Top Ten Universities in Africa

May 22, 2013 4:08 pm · in · by
Cairo University, one of Africa's top ten

By now, graduating high school seniors have received their acceptance letters from universities throughout the United States. The choices seem to be unlimited, and the same is true for students embarking on this next phase of life in Africa. The Top Ten Universities in the US always seem to include the Ivies, such as Harvard and Yale, and Africa, too, has lists of the best places for higher learning on the continent. Upon review of several lists ranking college choices in Africa, here are the Top 10.

  1. University of Cape Town
    This school was at the top of all the lists we studied that ranked universities in Africa. It was established in 1829 and grew substantially after the discovery of gold and diamonds in South Africa’s northern territory. Actor Akin Omotoso, who has starred in Generations and Jacob’s Cross on The Africa Channel, graduated from UCT.
  2. University of Witwatersrand
    Located in central Johannesburg, South Africa, and better known as Wits University, the school has also been ranked by two independent studies as one of two universities in Africa among the leading world institutions. Wits School of Mining Engineering is the largest in the English-speaking world.
  3. Stellenbosch University
    The architecture on the campus of Stellenbosch University pays witness to its origin dating back to the 17th century. Set in the wine lands of South Africa’s Western Cape, the institution is regarded as a leader in the fields of biomedical tuberculosis research, animal sciences and mathematical biosciences. The university also designed and manufactured Africa’s first microsatellite, SUNSAT, which was launched in 1999.
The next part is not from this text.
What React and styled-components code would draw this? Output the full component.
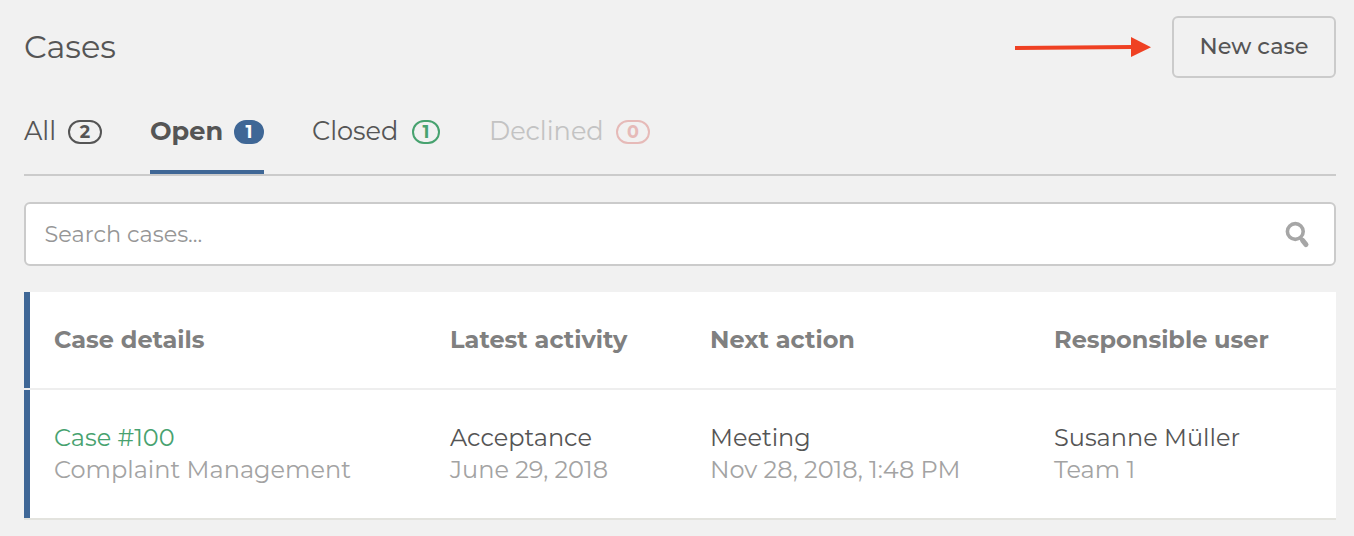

  4. University of Kwazulu-Natal
    This University was formed as a merger between the University of Durban-Westville and the Natal University College, both located in South Africa’s Kwazulu-Natal province. Both former universities actively sought to educate a diverse student population despite the rules of apartheid. Established in the 1960s as University College for Indians, Durban-Westville’s student population grew in 1971 under a strategy of “education under protest.” The following year, the newly-established University of Durban-Westville moved from Salisbury Island in Durban Bay to Westville, the site of a major anti-apartheid struggle. Likewise, the Natal University College was in the forefront of equality, opening a Medical School for African, Indian and mixed race students in Durban in 1947.
  5. Cairo University
    The university was established in 1908 and opened one of the first medical schools in Africa and the Middle East. In addition to its School of Medicine, the university has a School of Law and 25 other schools of education in different scientific disciplines. Cairo University is located just outside of Cairo on the banks of the Nile River in Giza, and it is a neighbor to some of the world’s most famous structures, including the Great Sphinx and the Great Pyramid of Giza.
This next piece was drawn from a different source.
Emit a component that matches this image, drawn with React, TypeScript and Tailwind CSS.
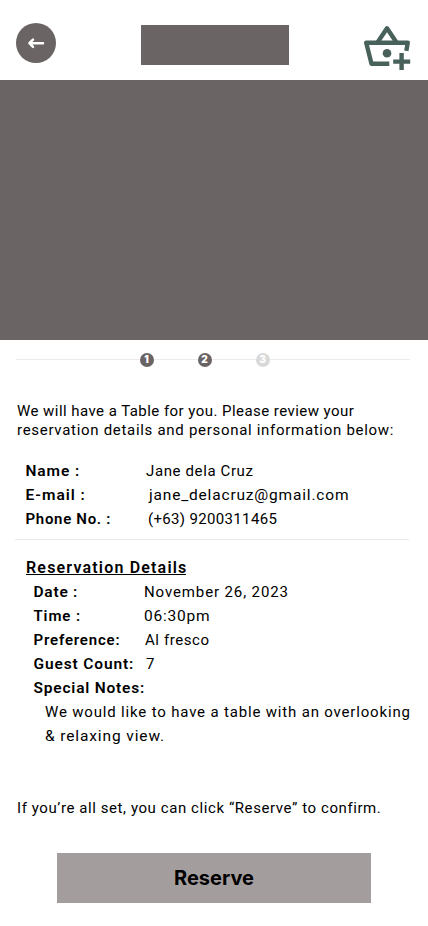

  6. University of South Africa
    The University of South Africa was founded in 1873, initially as the University of Good Hope. In 1916 the university changed its name to the University of South Africa and in 1946 became the very first public university in the world to teach exclusively by means of distance education. The university has enrolled students from 130 countries across the globe, with student campuses at Sunnyside in Pretoria, Tshwane, and a Science and Technology center in Johannesburg.
  7. University of Western Cape
    The University of Western Cape was originally founded by the South African government in 1960 as a university for colored people only. With a history of oppression, discrimination, and disadvantage, the university has been a leader of historic change in South Africa. The university is committed to excellence in teaching, learning and research, and to nurturing the cultural diversity of South Africa. With over 15,000 students, the University of Western Cape has grown to become one of most diverse universities in South Africa.
  8. Rhodes University
    Located in Grahamstown in the Eastern Cape province of South Africa, Rhodes University was founded on May 31, 1904. Rhodes University is a small university, but it has one of the best undergraduate passes and graduation rates in South Africa. The university has nearly 6,000 students from all over South Africa as well as overseas. Rhodes University was named after Cecil Rhodes, an English-born South African businessman who set up the provisions of the prestigious and internationally-recognized Rhodes Scholars.
  9. American University Cairo
    Established in the year of 1919, American University in Cairo was founded by Americans devoted to education and community service in the Middle East. Founding president Dr. Charles A. Watson desired to launch a university that would contribute to the academic growth, character and discipline of the future leaders in Egypt. Today, AUC is the region’s premier English-language university. It is an independent, nonprofit, apolitical, non-sectarian and equal-opportunity institution that is fully accredited in both Egypt and the United States.
  10. Makerere University
    As one of the oldest yet most prestigious universities in Africa, Makerere University was founded in Uganda as a technical school. Over the years, it became a Center of Higher Education in East Africa and an independent national university of the Republic of Uganda. The university offers undergraduate and postgraduate courses, as well as evening and external study programs, to nearly 35,000 undergraduates and 3,000 postgraduates. Prominent writers, including Nuruddin Farah, Ali Mazrui and David Rubadiri, studied at Makerere University, as did numerous notable figures, including former Ugandan president Milton Obote, and the late Tanzanian president, Julius Nyerere.